**Set task:**
Write out the material exactly, with the pictures left out.
═════ Provided material ═════
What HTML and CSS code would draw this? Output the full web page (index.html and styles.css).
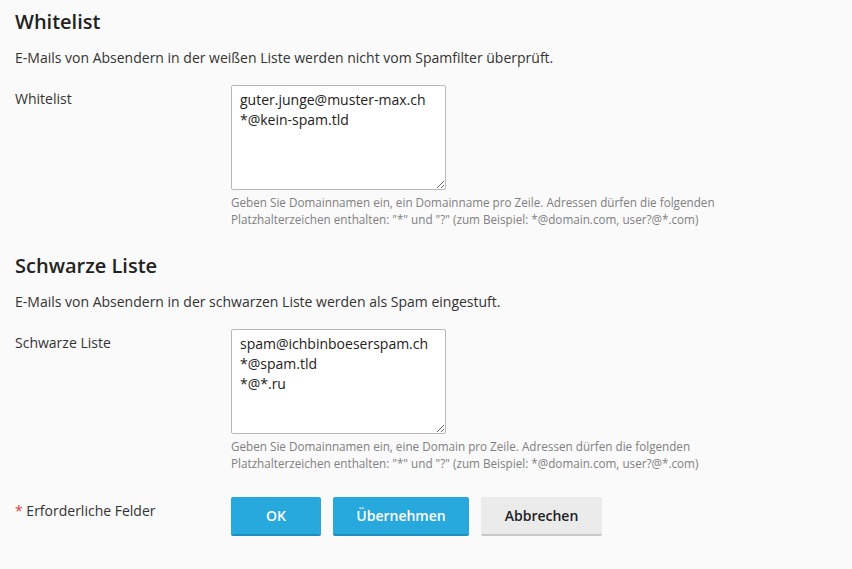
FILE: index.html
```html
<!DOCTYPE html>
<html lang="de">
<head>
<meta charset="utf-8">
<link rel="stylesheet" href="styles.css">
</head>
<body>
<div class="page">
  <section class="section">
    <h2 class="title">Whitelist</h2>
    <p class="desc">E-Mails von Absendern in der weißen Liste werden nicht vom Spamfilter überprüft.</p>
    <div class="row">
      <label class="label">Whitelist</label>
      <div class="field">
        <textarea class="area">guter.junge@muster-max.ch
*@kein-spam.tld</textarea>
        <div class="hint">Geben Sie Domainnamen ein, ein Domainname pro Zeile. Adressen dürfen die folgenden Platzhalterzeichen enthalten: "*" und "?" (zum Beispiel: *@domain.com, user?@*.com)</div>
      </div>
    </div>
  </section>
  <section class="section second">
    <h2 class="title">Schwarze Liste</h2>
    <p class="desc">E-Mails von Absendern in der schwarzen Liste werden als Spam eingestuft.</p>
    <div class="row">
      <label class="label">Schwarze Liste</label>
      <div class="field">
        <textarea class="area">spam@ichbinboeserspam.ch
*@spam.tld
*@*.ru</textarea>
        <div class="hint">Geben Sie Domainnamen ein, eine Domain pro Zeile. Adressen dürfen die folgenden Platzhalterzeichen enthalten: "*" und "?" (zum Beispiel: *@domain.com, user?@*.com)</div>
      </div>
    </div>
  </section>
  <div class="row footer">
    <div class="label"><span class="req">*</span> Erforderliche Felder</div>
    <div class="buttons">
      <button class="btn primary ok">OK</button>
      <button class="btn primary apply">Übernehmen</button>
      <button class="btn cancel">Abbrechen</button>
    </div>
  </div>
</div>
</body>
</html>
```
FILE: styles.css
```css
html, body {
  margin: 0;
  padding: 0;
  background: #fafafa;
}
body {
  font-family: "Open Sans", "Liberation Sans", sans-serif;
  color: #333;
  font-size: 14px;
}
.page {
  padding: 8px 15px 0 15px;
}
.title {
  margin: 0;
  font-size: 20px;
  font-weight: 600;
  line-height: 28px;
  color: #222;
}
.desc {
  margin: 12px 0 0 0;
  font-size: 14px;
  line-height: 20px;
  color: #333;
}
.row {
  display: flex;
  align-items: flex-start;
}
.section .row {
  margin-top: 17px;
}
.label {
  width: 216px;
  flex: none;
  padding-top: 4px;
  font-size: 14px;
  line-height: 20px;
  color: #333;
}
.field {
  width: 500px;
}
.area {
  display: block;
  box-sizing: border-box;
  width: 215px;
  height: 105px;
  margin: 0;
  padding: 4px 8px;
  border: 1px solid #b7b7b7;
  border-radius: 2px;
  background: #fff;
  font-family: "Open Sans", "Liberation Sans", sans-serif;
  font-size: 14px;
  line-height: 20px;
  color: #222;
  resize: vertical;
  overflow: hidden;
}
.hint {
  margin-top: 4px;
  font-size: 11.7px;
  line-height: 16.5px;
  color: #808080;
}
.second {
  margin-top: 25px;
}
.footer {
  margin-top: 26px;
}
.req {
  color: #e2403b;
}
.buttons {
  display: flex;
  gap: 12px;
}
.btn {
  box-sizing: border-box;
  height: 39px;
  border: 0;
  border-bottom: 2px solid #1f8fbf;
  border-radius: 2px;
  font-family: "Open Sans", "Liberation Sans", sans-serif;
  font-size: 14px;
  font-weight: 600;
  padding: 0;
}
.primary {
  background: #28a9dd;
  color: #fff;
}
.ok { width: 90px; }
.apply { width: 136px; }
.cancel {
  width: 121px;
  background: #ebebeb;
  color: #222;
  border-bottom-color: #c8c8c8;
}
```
═════
**Answer to the task:**
What HTML and CSS code would draw this? Output the full web page (index.html and styles.css).
FILE: index.html
```html
<!DOCTYPE html>
<html lang="de">
<head>
<meta charset="utf-8">
<link rel="stylesheet" href="styles.css">
</head>
<body>
<div class="page">
  <section class="section">
    <h2 class="title">Whitelist</h2>
    <p class="desc">E-Mails von Absendern in der weißen Liste werden nicht vom Spamfilter überprüft.</p>
    <div class="row">
      <label class="label">Whitelist</label>
      <div class="field">
        <textarea class="area">guter.junge@muster-max.ch
*@kein-spam.tld</textarea>
        <div class="hint">Geben Sie Domainnamen ein, ein Domainname pro Zeile. Adressen dürfen die folgenden Platzhalterzeichen enthalten: "*" und "?" (zum Beispiel: *@domain.com, user?@*.com)</div>
      </div>
    </div>
  </section>
  <section class="section second">
    <h2 class="title">Schwarze Liste</h2>
    <p class="desc">E-Mails von Absendern in der schwarzen Liste werden als Spam eingestuft.</p>
    <div class="row">
      <label class="label">Schwarze Liste</label>
      <div class="field">
        <textarea class="area">spam@ichbinboeserspam.ch
*@spam.tld
*@*.ru</textarea>
        <div class="hint">Geben Sie Domainnamen ein, eine Domain pro Zeile. Adressen dürfen die folgenden Platzhalterzeichen enthalten: "*" und "?" (zum Beispiel: *@domain.com, user?@*.com)</div>
      </div>
    </div>
  </section>
  <div class="row footer">
    <div class="label"><span class="req">*</span> Erforderliche Felder</div>
    <div class="buttons">
      <button class="btn primary ok">OK</button>
      <button class="btn primary apply">Übernehmen</button>
      <button class="btn cancel">Abbrechen</button>
    </div>
  </div>
</div>
</body>
</html>
```
FILE: styles.css
```css
html, body {
  margin: 0;
  padding: 0;
  background: #fafafa;
}
body {
  font-family: "Open Sans", "Liberation Sans", sans-serif;
  color: #333;
  font-size: 14px;
}
.page {
  padding: 8px 15px 0 15px;
}
.title {
  margin: 0;
  font-size: 20px;
  font-weight: 600;
  line-height: 28px;
  color: #222;
}
.desc {
  margin: 12px 0 0 0;
  font-size: 14px;
  line-height: 20px;
  color: #333;
}
.row {
  display: flex;
  align-items: flex-start;
}
.section .row {
  margin-top: 17px;
}
.label {
  width: 216px;
  flex: none;
  padding-top: 4px;
  font-size: 14px;
  line-height: 20px;
  color: #333;
}
.field {
  width: 500px;
}
.area {
  display: block;
  box-sizing: border-box;
  width: 215px;
  height: 105px;
  margin: 0;
  padding: 4px 8px;
  border: 1px solid #b7b7b7;
  border-radius: 2px;
  background: #fff;
  font-family: "Open Sans", "Liberation Sans", sans-serif;
  font-size: 14px;
  line-height: 20px;
  color: #222;
  resize: vertical;
  overflow: hidden;
}
.hint {
  margin-top: 4px;
  font-size: 11.7px;
  line-height: 16.5px;
  color: #808080;
}
.second {
  margin-top: 25px;
}
.footer {
  margin-top: 26px;
}
.req {
  color: #e2403b;
}
.buttons {
  display: flex;
  gap: 12px;
}
.btn {
  box-sizing: border-box;
  height: 39px;
  border: 0;
  border-bottom: 2px solid #1f8fbf;
  border-radius: 2px;
  font-family: "Open Sans", "Liberation Sans", sans-serif;
  font-size: 14px;
  font-weight: 600;
  padding: 0;
}
.primary {
  background: #28a9dd;
  color: #fff;
}
.ok { width: 90px; }
.apply { width: 136px; }
.cancel {
  width: 121px;
  background: #ebebeb;
  color: #222;
  border-bottom-color: #c8c8c8;
}
```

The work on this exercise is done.